Some years ago, a missionary was leaving to return to his field after spending some months housed in a church provided apartment.  The church was explicit that they wanted to serve its missionaries by providing clean comfortable housing while the missionary family was at home on furlough.  On the day after the missionary left for the field, I stopped by to encourage some ladies who were cleaning the apartment, preparing it for the next incoming family.  It must have been the heat or a cloudy day because the cleaning ladies, instead of laughing and feeling good about the terrific service they were providing, were grumping that they were having to clean up after someone else.  I looked rather critically at the apartment and I, albeit looking through a man’s eyes, did not see any unexpected dirtiness.  Some dust behind the fridge and under the couch and perhaps some smeary windows.  We had clearly told the family that we should do what we could, while they should focus on their return to ministry on the field, a job we could not do.  I felt sad that we could not provide our services cheerfully, realizing that these judgmental ladies had an unwritten expectation for the missionary Mom of superhuman achievement.  What they said and what they felt were two different things.

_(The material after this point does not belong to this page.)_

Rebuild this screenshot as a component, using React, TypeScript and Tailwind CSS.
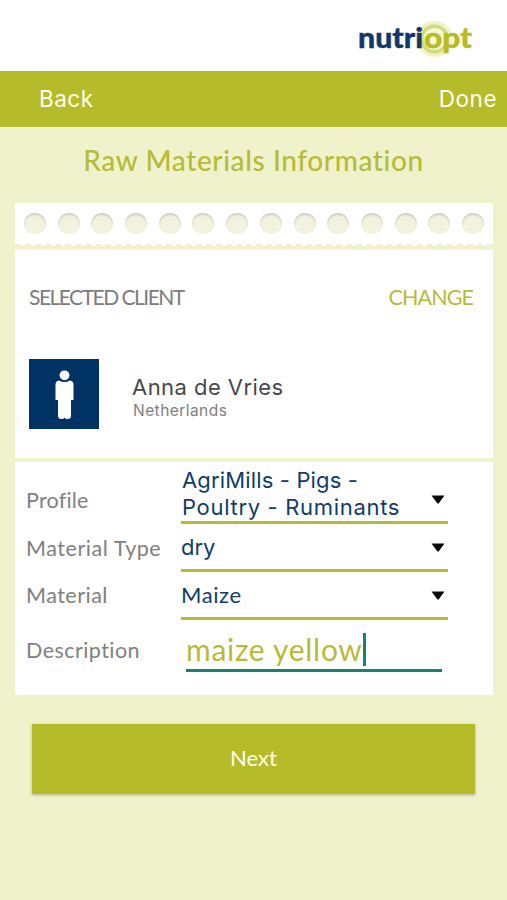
import React from 'react';

interface SelectFieldProps {
  label: string;
  labelClass: string;
  rowClass: string;
  arrowClass: string;
  children: React.ReactNode;
}

const punchHoles = Array.from({ length: 14 }, (_, i) => i);

const Logo: React.FC = () => (
  <svg width="122" height="44" viewBox="0 0 122 44" role="img" aria-label="nutriopt">
    <circle cx="80.5" cy="22" r="18" fill="#eff2cb" />
    <circle cx="80.5" cy="22" r="14.5" fill="#d5da7b" />
    <circle cx="80.5" cy="22" r="11" fill="#f4f6d8" />
    <g fontFamily="Lato, sans-serif" fontWeight="900" fontSize="29" strokeWidth="0.4">
      <text x="4" y="30.500" fill="#12386b" stroke="#12386b" textLength="65" lengthAdjust="spacingAndGlyphs">nutri</text>
      <text x="70" y="30.500" fill="#b6bc22" stroke="#b6bc22" textLength="48" lengthAdjust="spacingAndGlyphs">opt</text>
    </g>
  </svg>
);

const PersonIcon: React.FC = () => (
  <svg className="h-[70px] w-[70px] shrink-0 bg-[#003264]" viewBox="0 0 70 70" fill="#fff">
    <circle cx="35.5" cy="16.3" r="4.9" />
    <path d="M30 21.500 Q35.500 24.500 41 21.500 Q44.500 22 44.500 25.500 V41 H42 V57.500 Q41.500 60 38.500 60 Q36 60 35.500 58.500 Q35 60 32.500 60 Q29.500 60 29 57.500 V41 H26.500 V25.500 Q26.500 22 30 21.500 Z" />
  </svg>
);

const SelectField: React.FC<SelectFieldProps> = ({ label, labelClass, rowClass, arrowClass, children }) => (
  <div className={`flex ${rowClass}`}>
    <span className={`w-[155px] shrink-0 whitespace-nowrap font-[Lato] text-[21.500px] text-[#808080] ${labelClass}`}>
      {label}
    </span>
    <div className="flex w-[267px] items-center justify-between border-b-3 border-[#b5bb35] text-[#103c69]">
      {children}
      <svg width="14" height="9" viewBox="0 0 14 9" className={`mr-[3px] shrink-0 ${arrowClass}`}>
        <path d="M0.500 0.500 H13.500 L8 8 Q7 9 6 8 Z" fill="#080808" />
      </svg>
    </div>
  </div>
);

const App: React.FC = () => {
  return (
    <div className="flex h-[900px] w-[507px] flex-col overflow-hidden bg-[#f0f2cb] font-[Inter,sans-serif]">
      <header className="flex h-[71px] shrink-0 justify-end bg-white pt-[17px] pr-[31px]">
        <Logo />
      </header>

      <nav className="flex h-14 shrink-0 items-center justify-between bg-[#b6bb2a] pr-[10px] pl-[39px] text-[22.500px] text-[#fffff0]">
        <button className="tracking-[0.500px]">Back</button>
        <button className="tracking-[0.500px]">Done</button>
      </nav>

      <h1 className="h-[76px] shrink-0 pt-[14px] text-center font-[Lato] text-[28px] leading-[38px] font-medium tracking-[0.600px] whitespace-nowrap text-[#b6bb38]">
        Raw Materials Information
      </h1>

      <main className="mx-[15px] w-[478px]">
        {/* Perforated strip */}
        <div className="flex h-[43px] justify-between border-b-2 border-dashed border-[#eef0d8] bg-white px-[9px] pt-[10px]">
          {punchHoles.map((i) => (
            <span
              key={i}
              className="h-[21px] w-[22px] rounded-full bg-[#f2f2df] shadow-[inset_0_2px_2px_#d0d0c5]"
            />
          ))}
        </div>

        {/* Client */}
        <section className="mt-1 h-[208px] bg-white px-[14px] pt-[33px]">
          <div className="flex h-[76px] justify-between font-[Lato] text-[21px] leading-[28px]">
            <h2 className="tracking-[-1.500px] text-[#7c7c7c]">SELECTED CLIENT</h2>
            <button className="mr-[6px] h-7 text-[21.500px] tracking-[-0.900px] text-[#b6bb38]">CHANGE</button>
          </div>
          <div className="flex">
            <PersonIcon />
            <div className="ml-[33px] pt-[14px]">
              <p className="text-[22px] leading-[28px] tracking-[0.450px] text-[#484848]">Anna de Vries</p>
              <p className="pl-[1px] text-[15.500px] leading-[19px] tracking-[0.450px] text-[#808080]">Netherlands</p>
            </div>
          </div>
        </section>

        {/* Material form */}
        <section className="mt-1 h-[233px] bg-white pl-[11px]">
          <SelectField label="Profile" rowClass="h-[62px]" labelClass="pt-[22px] tracking-[0.200px]" arrowClass="mt-[16px]">
            <span className="pt-[4px] pl-[1px] text-[22px] leading-[27px]">
              <span className="tracking-[0.150px]">AgriMills - Pigs -</span>
              <br />
              <span className="tracking-[0.680px]">Poultry - Ruminants</span>
            </span>
          </SelectField>
          <SelectField label="Material Type" rowClass="h-12" labelClass="pt-[8px] tracking-[0.550px]" arrowClass="mt-[2px]">
            <span className="pt-[2px] text-[22px]">dry</span>
          </SelectField>
          <SelectField label="Material" rowClass="h-12" labelClass="pt-[7px] tracking-[0.500px]" arrowClass="mt-[2px]">
            <span className="font-[Lato] text-[22px] tracking-[0.600px]">Maize</span>
          </SelectField>
          <div className="flex h-[52px]">
            <span className="w-[160px] shrink-0 pt-[14px] font-[Lato] text-[21.500px] tracking-[0.450px] text-[#808080]">
              Description
            </span>
            <div className="flex w-[256px] items-center border-b-3 border-[#168371] pt-[10px] font-[Lato] text-[30px] text-[#b6bb38]">
              <span className="-mt-px whitespace-nowrap tracking-[0.700px]">maize yellow</span>
              <span className="h-[33px] w-[3px] bg-[#168371]" />
            </div>
          </div>
        </section>

        <button className="mt-[29px] ml-[17px] h-[70px] w-[443px] bg-[#b6bb2a] pb-[3px] font-[Lato] text-[22px] text-[#fffff0] shadow-[0_1px_3px_#afb18a]">
          Next
        </button>
      </main>
    </div>
  );
};

export default App;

If the missionary wife had known of the criticism she received, she would have been crushed, even completely defeated.  One more pressure on her already bent back!  In closing chapter 15 of Romans, Paul reminds his Roman friends of his desire to come visit them, but also of his pressing personal necessity of taking the Macedonian love gift back to the suffering Jerusalem mother church in their famine.  As he outlines his plan and reasons for delay, he allows us to see some of the burdens on his heart that are typical of any missionary serving in a remote place in any age.

Despite his glorying in all that Christ had done through him, Paul also had had some severe pressure and disappointments along the way.  He had endured resistance from sinners which had imperiled him.

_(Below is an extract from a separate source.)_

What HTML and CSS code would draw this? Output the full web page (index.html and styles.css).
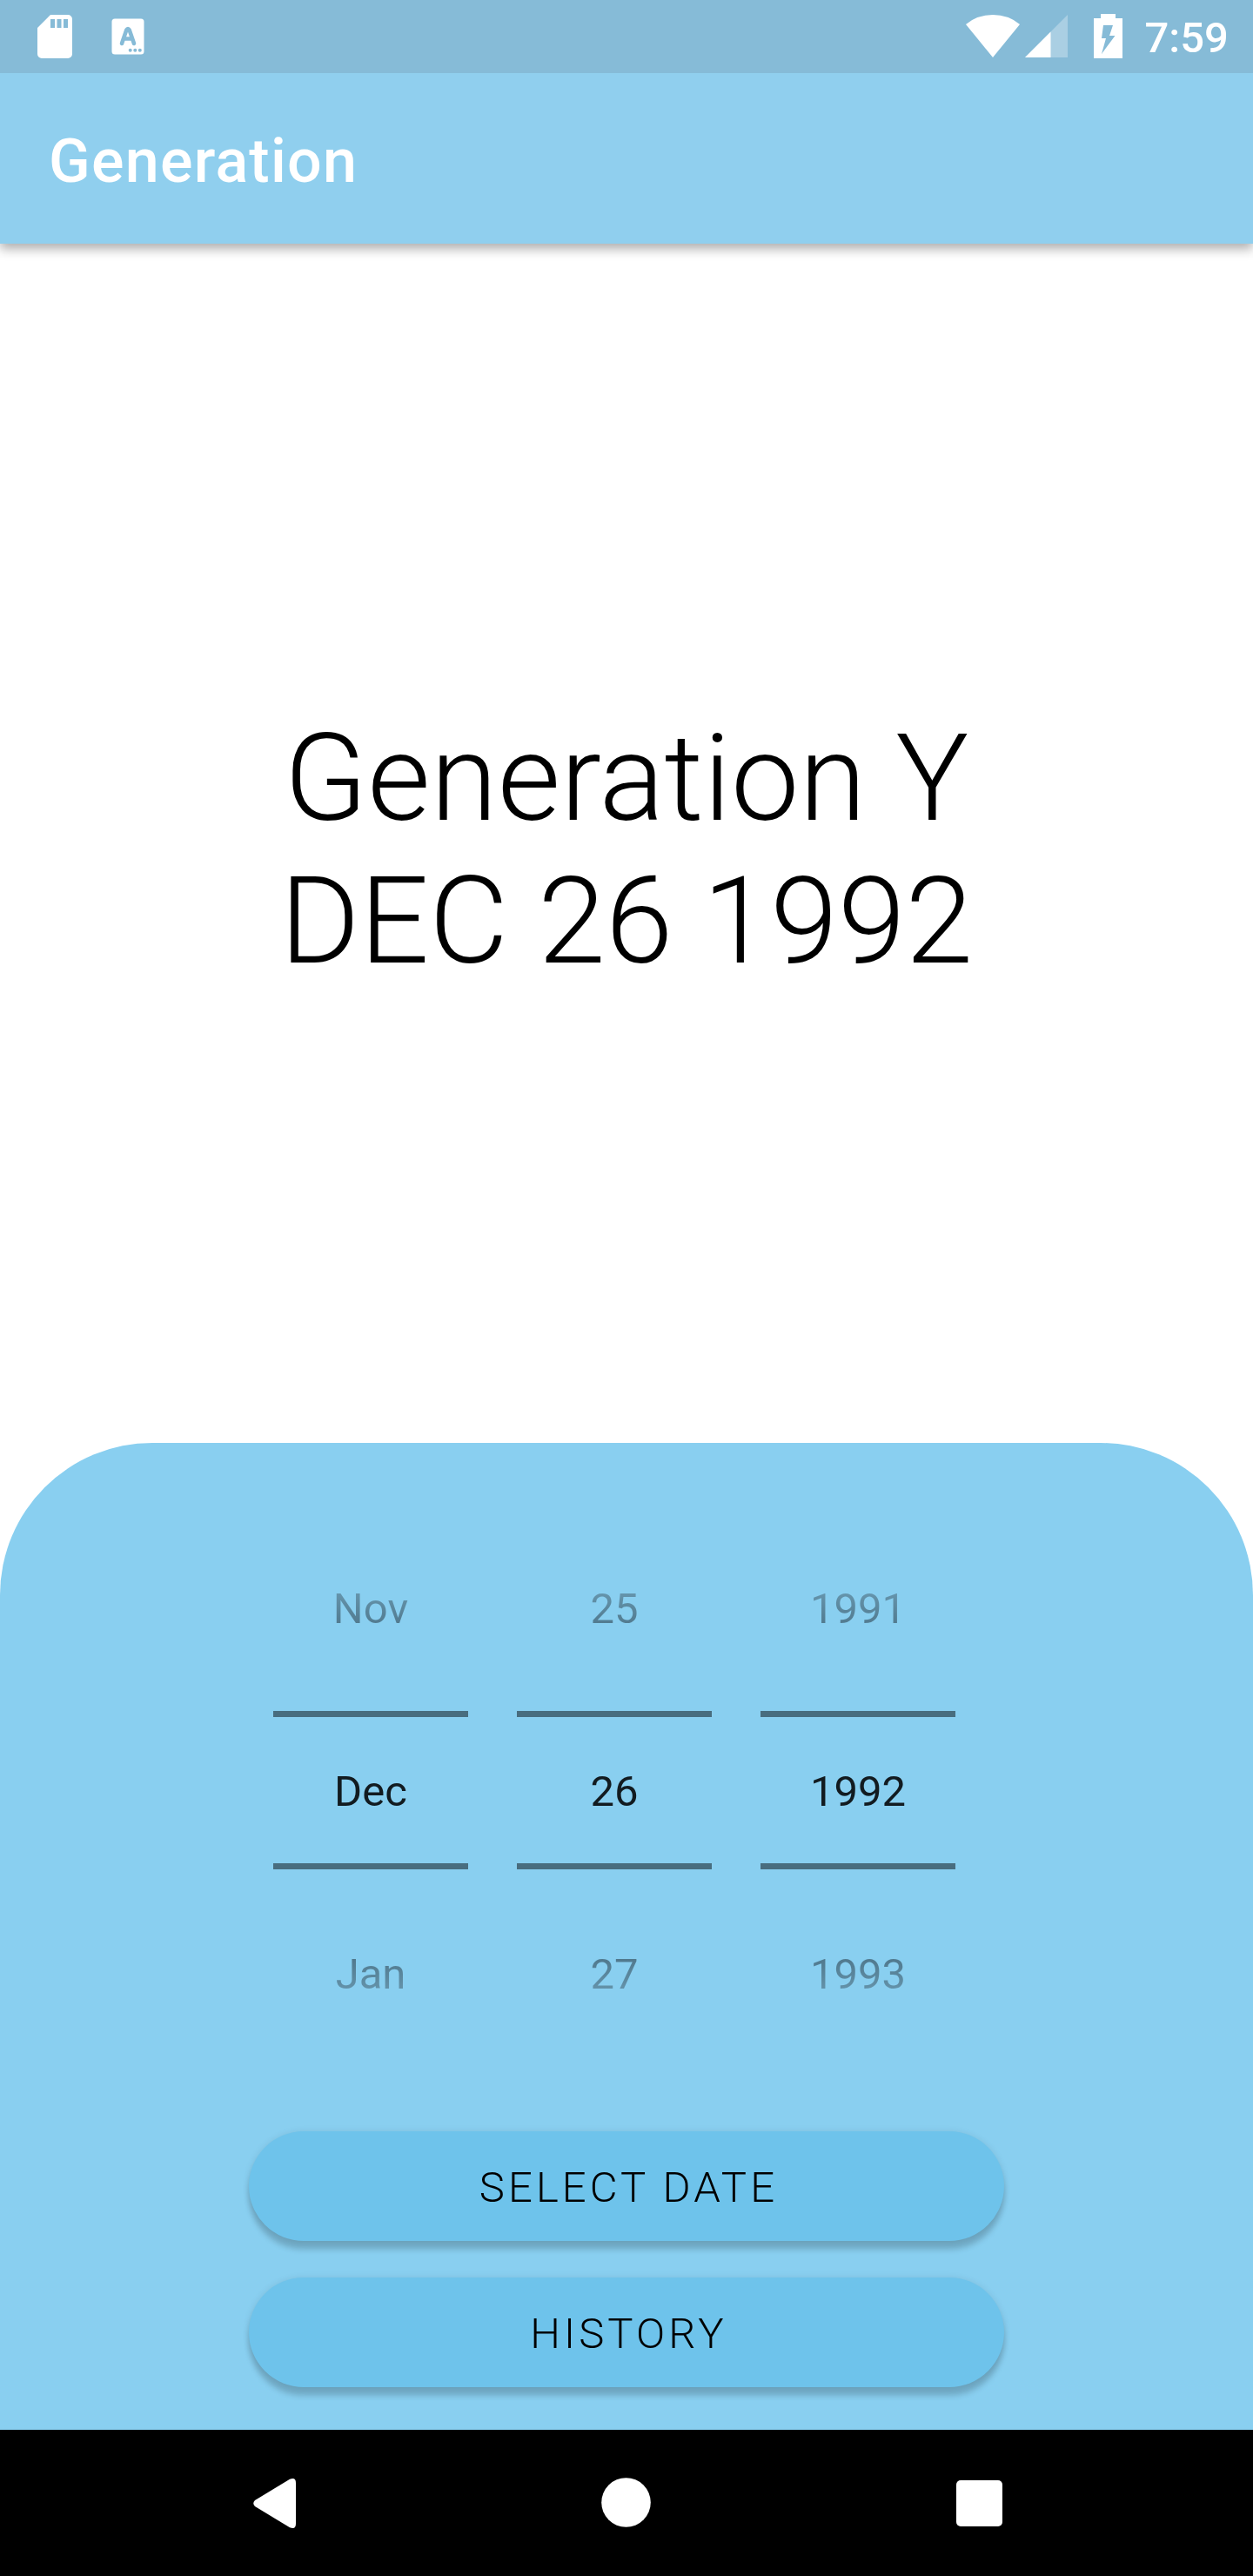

Barriers, resistance and heartbreak all constantly destroy a worker’s spirit.  All through Acts, Paul encounters resistance form hostile unbelievers, and the situation is no different today.  He wrote of numerous confrontations in his classic list in 2 Corinthians 11. In our day the situation remains unchanged.  Missionaries face resistance, political unrest and danger, unsanitary water and health conditions, wretched climates, not to mention the constant distress of being so far away from loved ones and friends.  They would love to hear the sermon we criticize.  The very ministry they are called to do is in itself debilitating.

Even more damaging is the rejection of the saints which impedes the work.  Not only did the unbelieving Jews hate Paul, but even many Christian Jews regarded him as false to the national heritage, especially regarding the Law.  Rejected by his own brethren.  There was a danger that the very gift he brought might not be well received in Jerusalem, being seen as a bribe.  I can hardly count the times when Eunice and I have seen national churches turn on the very missionary which brought them the gospel, injuring the missionary to the core of his heart.  We ourselves have suffered at the hand of other Christians.  And so Paul lets us see that God does not choose to keep him out of danger and discouragement, but to keep him through them.

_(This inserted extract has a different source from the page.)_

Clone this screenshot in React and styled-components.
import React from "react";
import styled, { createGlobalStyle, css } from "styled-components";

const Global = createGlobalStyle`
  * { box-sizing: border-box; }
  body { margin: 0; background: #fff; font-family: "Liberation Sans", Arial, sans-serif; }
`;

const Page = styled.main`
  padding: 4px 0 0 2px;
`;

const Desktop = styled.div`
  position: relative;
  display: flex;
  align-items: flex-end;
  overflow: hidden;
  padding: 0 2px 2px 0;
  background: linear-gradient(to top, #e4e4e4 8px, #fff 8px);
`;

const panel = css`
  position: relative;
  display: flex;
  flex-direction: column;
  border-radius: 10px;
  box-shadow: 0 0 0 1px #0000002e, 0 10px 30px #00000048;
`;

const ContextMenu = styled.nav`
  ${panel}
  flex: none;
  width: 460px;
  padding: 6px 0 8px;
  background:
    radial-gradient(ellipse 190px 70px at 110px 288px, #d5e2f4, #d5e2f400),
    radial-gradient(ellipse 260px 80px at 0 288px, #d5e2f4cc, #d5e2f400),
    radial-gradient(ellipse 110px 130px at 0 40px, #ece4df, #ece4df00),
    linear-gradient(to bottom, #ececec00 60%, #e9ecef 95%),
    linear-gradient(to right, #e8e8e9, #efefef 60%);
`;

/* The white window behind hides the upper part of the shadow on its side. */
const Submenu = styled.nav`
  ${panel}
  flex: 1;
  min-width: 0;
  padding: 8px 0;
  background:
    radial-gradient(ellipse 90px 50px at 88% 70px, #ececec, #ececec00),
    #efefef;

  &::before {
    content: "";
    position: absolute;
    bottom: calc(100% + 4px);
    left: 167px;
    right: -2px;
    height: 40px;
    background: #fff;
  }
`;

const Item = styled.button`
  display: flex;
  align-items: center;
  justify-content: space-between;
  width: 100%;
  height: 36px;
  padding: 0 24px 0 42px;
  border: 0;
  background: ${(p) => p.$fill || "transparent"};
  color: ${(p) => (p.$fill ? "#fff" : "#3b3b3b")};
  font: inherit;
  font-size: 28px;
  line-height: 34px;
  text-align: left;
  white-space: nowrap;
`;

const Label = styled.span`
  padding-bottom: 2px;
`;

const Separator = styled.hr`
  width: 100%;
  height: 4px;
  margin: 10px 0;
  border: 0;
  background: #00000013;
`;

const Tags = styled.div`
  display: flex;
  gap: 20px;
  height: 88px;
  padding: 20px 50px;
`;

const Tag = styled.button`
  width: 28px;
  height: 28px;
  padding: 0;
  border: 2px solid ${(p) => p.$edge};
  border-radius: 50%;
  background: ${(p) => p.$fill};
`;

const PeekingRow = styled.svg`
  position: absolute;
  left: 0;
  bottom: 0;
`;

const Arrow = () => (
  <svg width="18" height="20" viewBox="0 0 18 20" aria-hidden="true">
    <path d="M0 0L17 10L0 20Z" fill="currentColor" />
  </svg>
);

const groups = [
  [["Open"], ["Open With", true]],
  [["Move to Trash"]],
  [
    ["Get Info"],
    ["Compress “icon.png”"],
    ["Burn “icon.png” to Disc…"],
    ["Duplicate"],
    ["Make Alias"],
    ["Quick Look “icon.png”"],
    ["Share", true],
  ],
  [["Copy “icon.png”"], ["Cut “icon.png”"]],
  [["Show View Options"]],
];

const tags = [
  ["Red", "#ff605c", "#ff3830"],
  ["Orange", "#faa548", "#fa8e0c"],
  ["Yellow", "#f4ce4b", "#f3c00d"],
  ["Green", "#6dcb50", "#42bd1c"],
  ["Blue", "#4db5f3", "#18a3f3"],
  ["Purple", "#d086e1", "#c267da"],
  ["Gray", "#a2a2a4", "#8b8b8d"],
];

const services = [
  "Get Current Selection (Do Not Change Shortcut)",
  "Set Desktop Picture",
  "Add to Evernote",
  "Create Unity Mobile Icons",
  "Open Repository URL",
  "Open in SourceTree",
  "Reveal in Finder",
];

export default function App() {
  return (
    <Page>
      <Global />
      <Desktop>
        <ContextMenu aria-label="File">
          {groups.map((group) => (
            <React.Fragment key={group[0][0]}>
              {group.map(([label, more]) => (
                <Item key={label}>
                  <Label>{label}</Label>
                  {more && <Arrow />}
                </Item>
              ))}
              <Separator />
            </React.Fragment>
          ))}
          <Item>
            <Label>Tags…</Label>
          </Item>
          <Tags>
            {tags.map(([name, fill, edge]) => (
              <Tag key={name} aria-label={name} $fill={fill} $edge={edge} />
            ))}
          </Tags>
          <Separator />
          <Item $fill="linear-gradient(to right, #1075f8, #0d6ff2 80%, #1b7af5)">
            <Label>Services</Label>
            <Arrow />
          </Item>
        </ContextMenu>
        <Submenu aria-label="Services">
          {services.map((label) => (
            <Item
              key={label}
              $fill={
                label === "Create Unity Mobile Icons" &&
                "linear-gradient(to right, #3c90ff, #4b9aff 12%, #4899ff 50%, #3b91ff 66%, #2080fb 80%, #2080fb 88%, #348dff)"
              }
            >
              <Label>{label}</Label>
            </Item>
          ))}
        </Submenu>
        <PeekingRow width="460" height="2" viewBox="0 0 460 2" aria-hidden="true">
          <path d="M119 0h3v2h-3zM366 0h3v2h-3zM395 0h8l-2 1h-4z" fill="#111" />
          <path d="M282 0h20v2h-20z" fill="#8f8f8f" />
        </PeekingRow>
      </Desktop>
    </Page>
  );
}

These problems are not insurmountable.  Paul, the missionary pastor, felt the pressures of the attacks for sure, but he also tells us of the powers that would release him as well.  Surely his first spiritual defense is his submissive obedient life attitude, a conviction which ultimately led him to his death.  Further, he sees prayer as work.  Ian Hay of SIM often says that prayer is not for the work or even part of it; prayer is the work!  The Greek word he uses has the idea of striving together in agony as a team.  And he beseeches them, implores, enlists that they please please pray with him!  He is a desperate man in a hard corner.  He is in a pit with a lion on a snowy day.  He is motivated solely by his relationship with our Lord Jesus Christ, and by the love that the Holy Spirit gives us for each other.

In the end, he longs for a job well completed and received with blessing by all concerned, especially God.  In our day our American church has become very politicized, buying into the lie that ours is the most important country on the globe and that we can change it through political effort and reform.  Such is not the case.  Our world is universally loved by our God and by our Lord Jesus who died for all people – pagans, Muslims, homosexuals, democrats, liberals, unpopular brothers-in-law, even North Carolinians of German decent (like me)!  Our missionaries are out there in the middle of the hottest spots with the most danger, struggling with the darkest enemies and a resistant audience.  The plea is for us to struggle with them in prayer, equally as submissive in service to Christ as are they.  How seriously do we hear and receive their pleas to pray?  Prayer is their work!